5 Ways To Effectively Praise Your Child



 
Good job!
Excellent swinging!
What a nice boy you are!
You're such a good girl!

What's that old adage? "Flattery will get you everywhere." Or is it anywhere...or nowhere?

 http://ctt.ec/3yptk"Flattery is like friendship in show, but not in fruit." - Socrates (TWEET IT!)

That metaphor resonates with me. 

Praise is like any reward - a fleeting burst of "feel-good" to the neural circuitry in the brain. It might give us a rush of importance or acknowledgement when we give it - or get it. But what does it do for us in the long-run? 
 
I have to wonder what praise feels like for our kids.

I imagine it's something like the flavor of that old-school classic - Fruit Stripe Gum - notoriously strong and intense - but short-lived.
Praise and I have a complicated and conflicted relationship. 

I don't know if it's an Aspie thing, an introvert thing, or just a ME thing, but while I enjoy thinking of myself as held in high regard by another, it also makes me feel uneasy to actually hear it. 

Compliments tend to make me feel like someone is boring a hole in my head with their eyeballs. 

Or like I have to perform, from here on out, at least as well, but preferably better than I just did.

Or like I have to return the praise and share something when it doesn't feel authentic to do so.

Yes, I tend to over-analyze anything that sets-my-nervous-system-a-flutter but for good reason.

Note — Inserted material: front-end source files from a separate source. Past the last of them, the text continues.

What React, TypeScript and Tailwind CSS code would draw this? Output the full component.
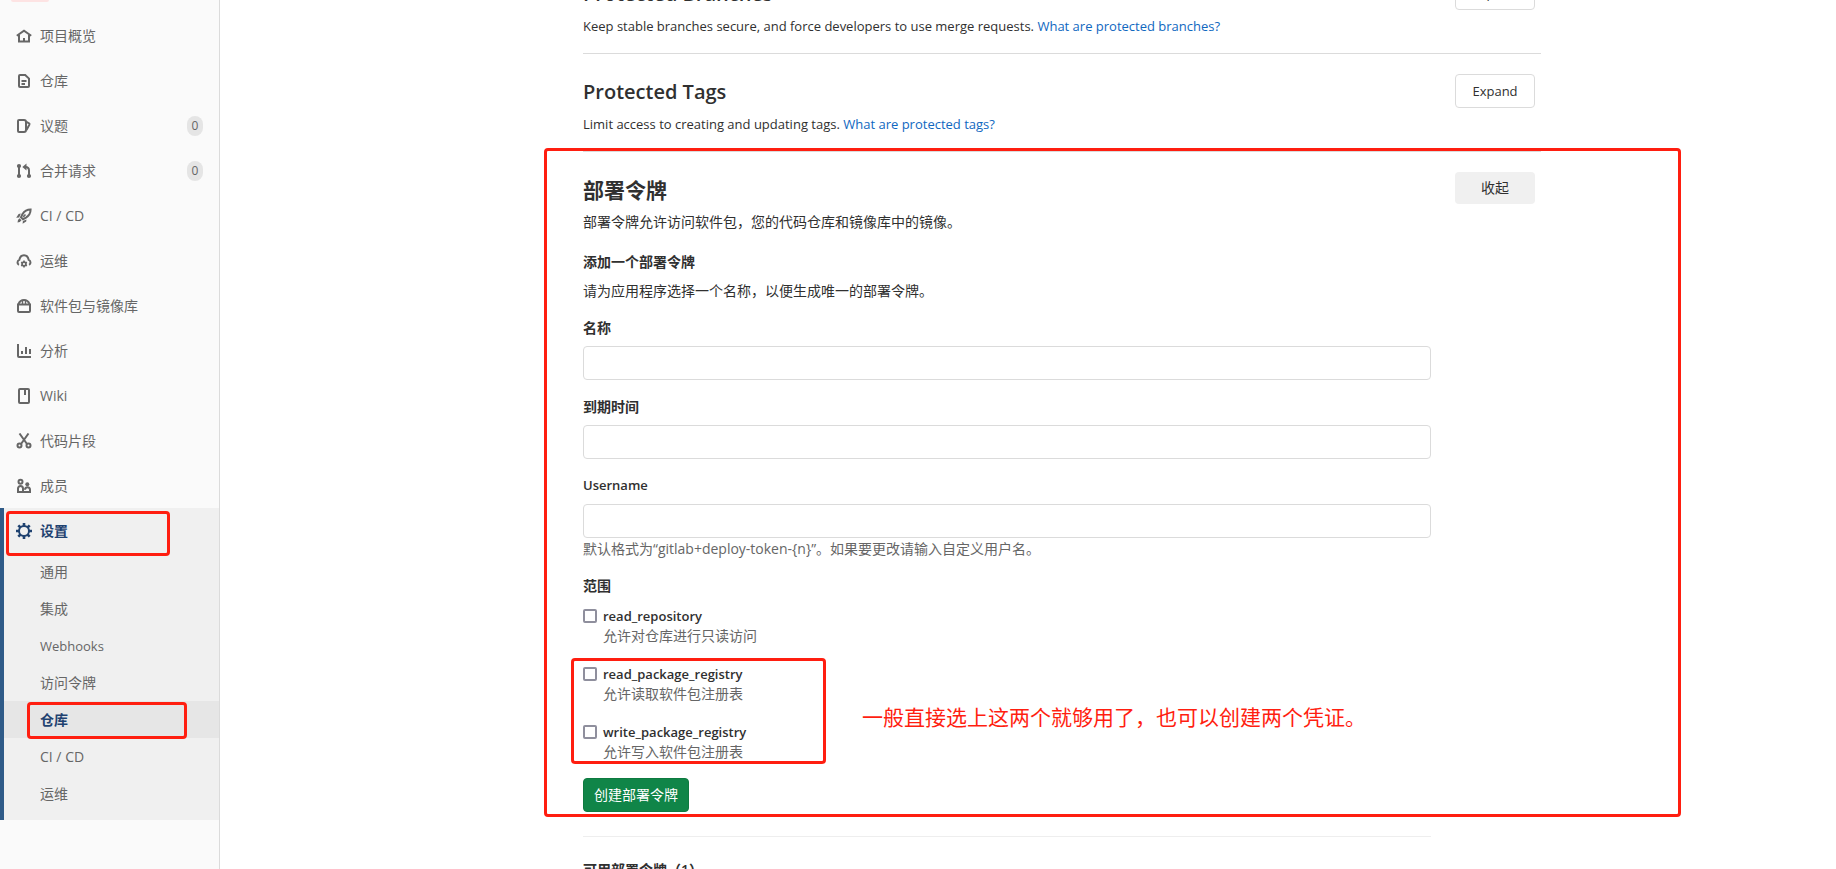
import type { ReactNode } from 'react';
import clsx from 'clsx';

interface NavItem {
  label: string;
  icon: ReactNode;
  count?: number;
}

interface Scope {
  name: string;
  description: string;
}

const mainNav: NavItem[] = [
  {
    label: '项目概览',
    icon: (
      <>
        <path d="M.8 7.800 8 2.800l7.200 5" />
        <path d="M3 7v6.500h10V7" />
        <path d="M8 10v3" />
      </>
    ),
  },
  {
    label: '仓库',
    icon: (
      <>
        <path d="M4 2h5.200L13 5.600V13a1 1 0 0 1-1 1H4a1 1 0 0 1-1-1V3a1 1 0 0 1 1-1z" />
        <path d="M5.500 8h5M5.500 11h3.500" strokeWidth="1.800" />
      </>
    ),
  },
  {
    label: '议题',
    count: 0,
    icon: (
      <>
        <path d="M3 2h5a2 2 0 0 1 2 2v8a2 2 0 0 1-2 2H3a1 1 0 0 1-1-1V3a1 1 0 0 1 1-1z" />
        <path d="M10 3.500l3 1.800a1 1 0 0 1 .4 1.300L10.500 12" />
      </>
    ),
  },
  {
    label: '合并请求',
    count: 0,
    icon: (
      <>
        <path d="M3 3v10" />
        <circle cx="3" cy="3" r="1.100" />
        <circle cx="3" cy="13" r="1.100" />
        <circle cx="13" cy="13" r="1.100" />
        <path d="M13 13V7.500C13 5.200 11.800 4 9.500 4H8.500" />
        <path d="M10.500 .5v7L6.300 4z" fill="currentColor" stroke="none" />
      </>
    ),
  },
  {
    label: 'CI / CD',
    icon: (
      <>
        <path d="M14.600 1.500c-3.600 0-6.200 1.600-8.100 4.600L5 9.200l2 2 3-1.600c3-1.900 4.600-4.500 4.600-8.100z" />
        <path d="M9.500 6.500l-2.300 2.400" strokeWidth="1.600" />
        <path d="M4.800 5.500 2.600 6 .2 9.800l3-.3zM10.500 11.400l-.3 2.200-3.600 2.200.3-2.900zM3.500 10.300l2 2-1.700 1.700-2.300.5.500-2.400z" fill="currentColor" stroke="none" />
      </>
    ),
  },
  {
    label: '运维',
    icon: (
      <>
        <path d="M2.900 11.800A2.700 2.700 0 0 1 3.300 6.900C3.900 4 5.700 2.300 8 2.300s4.100 1.700 4.700 4.600a2.700 2.700 0 0 1 .4 4.900" />
        <circle cx="8" cy="11" r="1.900" strokeWidth="1.600" />
        <path
          d="M8 7.600V9M8 13v1.500M5.100 9.300l1.200.7M9.700 12l1.200.7M5.100 12.700l1.200-.7M9.700 10l1.200-.7"
          strokeWidth="1.600"
        />
      </>
    ),
  },
  {
    label: '软件包与镜像库',
    icon: (
      <>
        <path d="M2 6.500h12V13a1 1 0 0 1-1 1H3a1 1 0 0 1-1-1z" />
        <path d="M2.500 6C3.500 3.500 5.500 2 8 2s4.500 1.500 5.500 4" />
        <path d="M6.500 3v3M9.500 3v3" strokeWidth="1.400" />
      </>
    ),
  },
  {
    label: '分析',
    icon: (
      <>
        <path d="M2 1v12a1 1 0 0 0 1 1h12" />
        <path d="M6 8v3M10 4v7M14 6v5" />
      </>
    ),
  },
  {
    label: 'Wiki',
    icon: (
      <>
        <path d="M4 1h8a1 1 0 0 1 1 1v12a1 1 0 0 1-1 1H4a1 1 0 0 1-1-1V2a1 1 0 0 1 1-1z" />
        <path d="M9 2v5" />
      </>
    ),
  },
  {
    label: '代码片段',
    icon: (
      <>
        <circle cx="3.500" cy="12.500" r="2" />
        <circle cx="12.500" cy="12.500" r="2" />
        <path d="M3.500 .5l7.500 10.500M12.500 .5L5 11" />
      </>
    ),
  },
  {
    label: '成员',
    icon: (
      <>
        <circle cx="4.500" cy="3.800" r="2" />
        <circle cx="11.300" cy="6.300" r="2" fill="currentColor" stroke="none" />
        <path d="M2 14v-3.500a2.500 2.500 0 0 1 5 0V14zM7.500 14H14v-2.300a2.500 2.500 0 0 0-5 0" />
      </>
    ),
  },
];

const settingsNav = ['通用', '集成', 'Webhooks', '访问令牌', '仓库', 'CI / CD', '运维'];

const recommendedScopes: Scope[] = [
  { name: 'read_package_registry', description: '允许读取软件包注册表' },
  { name: 'write_package_registry', description: '允许写入软件包注册表' },
];

function Icon({ children }: { children: ReactNode }) {
  return (
    <svg className="size-4 shrink-0" viewBox="0 0 16 16" fill="none" stroke="currentColor" strokeWidth="2" aria-hidden="true">
      {children}
    </svg>
  );
}

// Red marker frame drawn on top of whatever it surrounds
function Marker({ className }: { className: string }) {
  return <div className={clsx('pointer-events-none absolute rounded-[4px] border-3 border-[#ff1e10]', className)} />;
}

function Sidebar() {
  return (
    <aside className="w-[220px] shrink-0 overflow-hidden border-r border-[#dbdbdb] bg-[#fafafa] text-[#666]">
      <div className="mb-[11px] ml-[11px] h-0.5 w-[38px] rounded-b-sm bg-[#fde3e3]" />
      <nav>
        {mainNav.map((item) => (
          <a key={item.label} href="#" className="flex h-[45px] items-center gap-2 px-4">
            <Icon>{item.icon}</Icon>
            <span className="flex-1">{item.label}</span>
            {item.count !== undefined && (
              <span className="flex h-5 w-4 items-center justify-center rounded-full bg-[#e5e5e5] text-xs">
                {item.count}
              </span>
            )}
          </a>
        ))}

        {/* Settings group, open */}
        <div className="relative bg-[#f0f0f0] pb-2">
          <div className="absolute inset-y-0 left-0 w-1 bg-[#2f5b88]" />
          <div className="relative">
            <a href="#" className="flex h-[45px] items-center gap-2 px-4 font-semibold text-[#1f4270]">
              <Icon>
                <circle cx="8" cy="8" r="5" />
                <path
                  d="M8 0v3M8 13v3M0 8h3M13 8h3M2.300 2.300l2.200 2.200M11.500 11.500l2.200 2.200M2.300 13.700l2.200-2.200M11.500 4.500l2.200-2.200"
                  strokeWidth="2.600"
                />
              </Icon>
              设置
            </a>
            <Marker className="top-[3px] -bottom-[3px] left-1.5 w-[164px]" />
          </div>
          {settingsNav.map((label) => {
            const active = label === '仓库';
            return (
              <div key={label} className="relative">
                <a
                  href="#"
                  className={clsx(
                    'ml-1 flex h-[37px] items-center pl-9',
                    active && 'bg-[#e6e6e6] font-semibold text-[#1f4270]',
                    label === 'Webhooks' && 'text-[13px]',
                  )}
                >
                  {label}
                </a>
                {active && <Marker className="top-px -bottom-px left-[27px] w-40" />}
              </div>
            );
          })}
        </div>
      </nav>
    </aside>
  );
}

interface SectionHeaderProps {
  title: string;
  children: ReactNode;
  expanded?: boolean;
}

function SectionHeader({ title, children, expanded }: SectionHeaderProps) {
  return (
    <div className="flex items-start justify-between pt-5 pr-1.5">
      <div>
        <h4 className={clsx('mb-1 leading-9 font-semibold', expanded ? 'text-[21px]' : 'text-xl')}>{title}</h4>
        <p className={expanded ? 'text-sm' : 'text-[13px] leading-5'}>{children}</p>
      </div>
      <button
        type="button"
        className={clsx(
          'w-20 rounded-[4px] text-center',
          expanded ? 'h-8 bg-[#f0f0f0]' : 'h-[34px] border border-[#dbdbdb] bg-white text-[13px]',
        )}
      >
        {expanded ? '收起' : 'Expand'}
      </button>
    </div>
  );
}

interface FieldProps {
  id: string;
  label: string;
  labelClass?: string;
  help?: string;
}

function Field({ id, label, labelClass = 'text-sm', help }: FieldProps) {
  return (
    <div className="mb-4">
      <label htmlFor={id} className={clsx('mb-2 block font-semibold', labelClass)}>
        <span className="block leading-[21px]">{label}</span>
      </label>
      <input id={id} type="text" className="block h-[34px] w-full rounded-[4px] border border-[#dbdbdb] bg-white px-2.5" />
      {help && <span className="mt-px block text-[#666]">{help}</span>}
    </div>
  );
}

function ScopeOption({ name, description }: Scope) {
  return (
    <div>
      <div className="flex items-center gap-1.5">
        <input
          id={name}
          type="checkbox"
          className="size-3.5 appearance-none rounded-[2px] border-2 border-[#8f8f9d] bg-white checked:bg-[#1068bf]"
        />
        <label htmlFor={name} className="text-[13px] leading-5 font-semibold">
          {name}
        </label>
      </div>
      <p className="pl-5 text-[#666]">{description}</p>
    </div>
  );
}

export default function App() {
  return (
    <div className="flex h-screen overflow-hidden bg-white font-['Open_Sans','Noto_Sans_CJK_SC',sans-serif] text-sm leading-5 text-[#303030]">
      <Sidebar />

      <main className="min-w-0 flex-1 overflow-hidden pl-[68px]">
        {/* Page is scrolled part of the way into the first section */}
        <div className="mx-auto -mt-11 max-w-[958px]">
          <section className="h-[98px] border-b border-[#dbdbdb]">
            <SectionHeader title="Protected Branches">
              Keep stable branches secure, and force developers to use merge requests.{' '}
              <a href="#" className="text-[#1068bf]">What are protected branches?</a>
            </SectionHeader>
          </section>

          <section className="h-[98px] border-b border-[#dbdbdb]">
            <SectionHeader title="Protected Tags">
              Limit access to creating and updating tags.{' '}
              <a href="#" className="text-[#1068bf]">What are protected tags?</a>
            </SectionHeader>
          </section>

          <section>
            <div className="relative">
              <SectionHeader title="部署令牌" expanded>
                部署令牌允许访问软件包，您的代码仓库和镜像库中的镜像。
              </SectionHeader>

              <form className="mr-[110px] pt-5">
                <h5 className="mb-[9px] font-semibold">添加一个部署令牌</h5>
                <p className="mb-4">请为应用程序选择一个名称，以便生成唯一的部署令牌。</p>

                <Field id="token-name" label="名称" />
                <Field id="token-expires" label="到期时间" />
                <Field
                  id="token-username"
                  label="Username"
                  labelClass="text-[13px]"
                  help="默认格式为“gitlab+deploy-token-{n}”。如果要更改请输入自定义用户名。"
                />

                <fieldset className="mb-4">
                  <legend className="mb-2.5 leading-[21px] font-semibold">范围</legend>
                  <div className="flex flex-col gap-[18px]">
                    <ScopeOption name="read_repository" description="允许对仓库进行只读访问" />
                    <div className="relative flex w-fit flex-col gap-[18px]">
                      {recommendedScopes.map((scope) => (
                        <ScopeOption key={scope.name} {...scope} />
                      ))}
                      <Marker className="-top-1.5 -bottom-0.5 -left-3 w-[255px]" />
                      <p className="absolute top-[39px] left-[279px] text-[21px] leading-7 whitespace-nowrap text-[#ff1e10]">
                        一般直接选上这两个就够用了，也可以创建两个凭证。
                      </p>
                    </div>
                  </div>
                </fieldset>

                <button type="submit" className="h-[34px] rounded-[4px] border border-[#0e7a40] bg-[#108548] px-2.5 text-white">
                  创建部署令牌
                </button>
              </form>

              <Marker className="-top-1 -right-[140px] -bottom-[5px] -left-[39px]" />
            </div>

            <hr className="mt-6 mr-[110px] border-[#eee]" />
            <h5 className="mt-[23px] font-semibold">可用部署令牌（1）</h5>
          </section>
        </div>
      </main>
    </div>
  );
}
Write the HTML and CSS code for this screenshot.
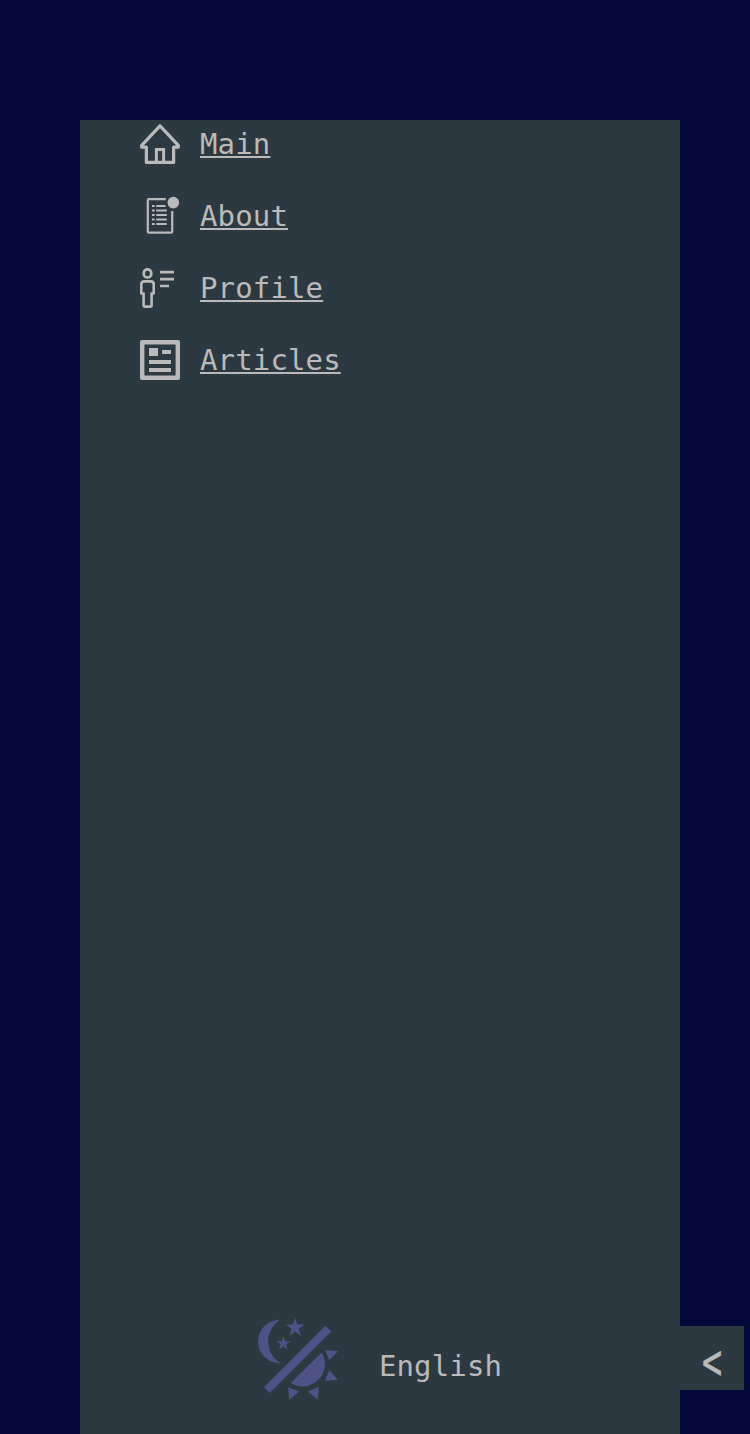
FILE: index.html
```html
<!DOCTYPE html>
<html lang="en">
<head>
<meta charset="utf-8">
<title>Menu</title>
<link rel="stylesheet" href="styles.css">
</head>
<body>
<aside class="sidebar">
  <nav class="menu">
    <a class="item" href="#">
      <svg class="icon" viewBox="0 0 40 40" fill="none" stroke="currentColor" stroke-width="3.2" stroke-linejoin="round" stroke-linecap="round"><path d="M6.4 23.2H1.7V21.3L20 1.8 38.3 21.3V23.2H33.6V38.4H6.4Z"/><path d="M16.4 38V25.6H23.6V38" stroke-width="3" stroke-linejoin="miter"/></svg>
      <span class="label">Main</span>
    </a>
    <a class="item" href="#">
      <svg class="icon" viewBox="0 0 40 40" fill="none" stroke="currentColor" stroke-width="2.2" stroke-linejoin="round"><path d="M25.8 3.1H9Q7.8 3.1 7.8 4.3V35.4Q7.8 36.6 9 36.6H31Q32.2 36.6 32.2 35.4V14.9"/><path d="M12 10h2.7M16.2 10H25.6M12 14.5h2.7M16.2 14.5H26.8M12 19h2.7M16.2 19H26.8M12 23.5h2.7M16.2 23.5H26.8M12 28h2.7M16.2 28H26.8" stroke-width="2.1"/><circle cx="33.3" cy="6.6" r="5.8" fill="currentColor" stroke="none"/></svg>
      <span class="label">About</span>
    </a>
    <a class="item" href="#">
      <svg class="icon" viewBox="0 0 40 40" fill="none" stroke="currentColor" stroke-width="2.7" stroke-linejoin="round"><ellipse cx="7.5" cy="5.4" rx="3.8" ry="4.1"/><path d="M4.2 13.4H10.8Q13.7 13.4 13.7 16.3V25.5H11.6V37.2Q11.6 38.6 10.1 38.6H5Q3.6 38.6 3.6 37.2V25.5H1.3V16.3Q1.3 13.4 4.2 13.4Z" stroke-width="2.6"/><path d="M20 4.2H34M20 11.1H34M20 18H29"/></svg>
      <span class="label">Profile</span>
    </a>
    <a class="item" href="#">
      <svg class="icon" viewBox="0 0 40 40" fill="currentColor"><path fill-rule="evenodd" d="M2 0H38Q40 0 40 2V38Q40 40 38 40H2Q0 40 0 38V2Q0 0 2 0ZM4.4 4.4V35.6H35.6V4.4Z"/><path d="M9 8h9v8H9zM22 10h9v4H22zM9 20h22v4H9zM9 28h22v4H9z"/></svg>
      <span class="label">Articles</span>
    </a>
  </nav>
  <footer class="switchers">
    <button class="theme" aria-label="Theme">
      <svg class="theme-icon" viewBox="0 0 84 84" fill="currentColor"><path d="M24 1.8A21.8 21.8 0 0 0 2 23.5A21.8 21.8 0 0 0 24.5 45.2A25.5 25.5 0 0 1 24 1.8Z"/><path d="M39.2 0l2.2 6.6h7l-5.6 4.2 2.1 6.9-5.7-4.1-5.7 4.1 2.1-6.9-5.6-4.2h7ZM27.4 18.2l1.6 5.1h5.3L30 26.5l1.6 5-4.2-3.1-4.3 3.1 1.6-5-4.2-3.2h5.3Z"/><path d="M69.3 7.8 75.2 13.6 13.8 75 7.9 69.2Z"/><path d="M65.4 34.7C70.5 41 70.3 52.5 63.5 60.5C56 69 43.5 71 34.9 64.7Z"/><path d="M69.3 32.3 82.2 33 73.3 42.3ZM73.3 52 81.8 62 69 62.8ZM52 73.5 62.7 69 61.9 81.8ZM32.1 69 43 73.5 33.3 81.9Z"/></svg>
    </button>
    <button class="lang">English</button>
  </footer>
  <button class="toggle" aria-label="Collapse"><span class="arrow">&lt;</span></button>
</aside>
</body>
</html>
```
FILE: styles.css
```css
* { box-sizing: border-box; }
body {
  margin: 0;
  min-height: 1434px;
  padding: 120px 70px 0 80px;
  background: #040838;
  color: #bababa;
  font: 29px/48px "DejaVu Sans Mono", monospace;
  letter-spacing: 0.14px;
}
button {
  margin: 0;
  padding: 0;
  border: 0;
  background: none;
  color: inherit;
  font: inherit;
  letter-spacing: inherit;
}
.sidebar {
  position: relative;
  display: flex;
  flex-direction: column;
  justify-content: space-between;
  height: 1314px;
  background: #2d3940;
}
.menu {
  display: flex;
  flex-direction: column;
  gap: 24px;
  padding-left: 60px;
}
.item {
  display: flex;
  align-items: center;
  gap: 20px;
  height: 48px;
  color: inherit;
  text-decoration: none;
}
.icon { width: 40px; height: 40px; }
.label {
  padding-bottom: 1px;
  text-decoration: underline;
  text-decoration-thickness: 2px;
  text-underline-offset: 2px;
  text-decoration-skip-ink: none;
}
.switchers {
  display: flex;
  justify-content: center;
  align-items: center;
  gap: 39px;
  padding: 0 2px 32px 0;
}
.theme, .theme-icon {
  display: block;
  width: 84px;
  height: 84px;
}
.theme { color: #4f5287; }
.lang { padding-top: 11px; }
.toggle {
  position: absolute;
  right: -64px;
  bottom: 44px;
  width: 64px;
  height: 64px;
  background: #2d3940;
}
.arrow {
  display: block;
  padding-top: 6px;
  font-size: 36px;
  line-height: 58px;
  letter-spacing: 0;
  -webkit-text-stroke: 0.4px currentColor;
  transform: scale(0.93, 1.4);
}
```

Kids depend greatly on our approval, and they come to see themselves in the ways in which we speak about them.  

What happens when the praise they come to depend on for motivation stops coming?

On one hand, we want to avoid empty over-praising, and on the other hand, we don't want to withhold from our children our genuine love and happiness. 

So how do we know the difference?

It's a fine line - and in today's TEACHable Moment, I'm going to give you 5 Ways To Effectively Praise Your Child - so you can be sure you're offering quality feedback about what kids do - instead of WHO THEY ARE!



Many parents walk away after reading Alfie Kohn's book, Unconditional Parenting: Moving from Rewards and Punishments to Love and Reason, wondering what they are supposed do without  -

  • praise
  • rewards
  • consequences

You may be wondering right now - what kind of parent would I be if I never praised my child or gave a logical consequence? 

Permissive
Coddling
Undisciplined
Soft
Mean
Lazy
Bad

"What the hell kind of happy horse-shit is that?" was my dad's reaction to my idea of parenting.

Thankfully, you don't have to punish to teach, rewards can be self-directed motivators, and there is a way to effectively praise your child without creating a praise-junkie.


What about you - have you ever looked deeply at why and how you praise your kids?

Is it -

for show or to impress others?
to share for your own benefit?
to coerce behavior by dangling the praise - "Now, be a good boy for me?"

Or have you found ways to effectively praise your child?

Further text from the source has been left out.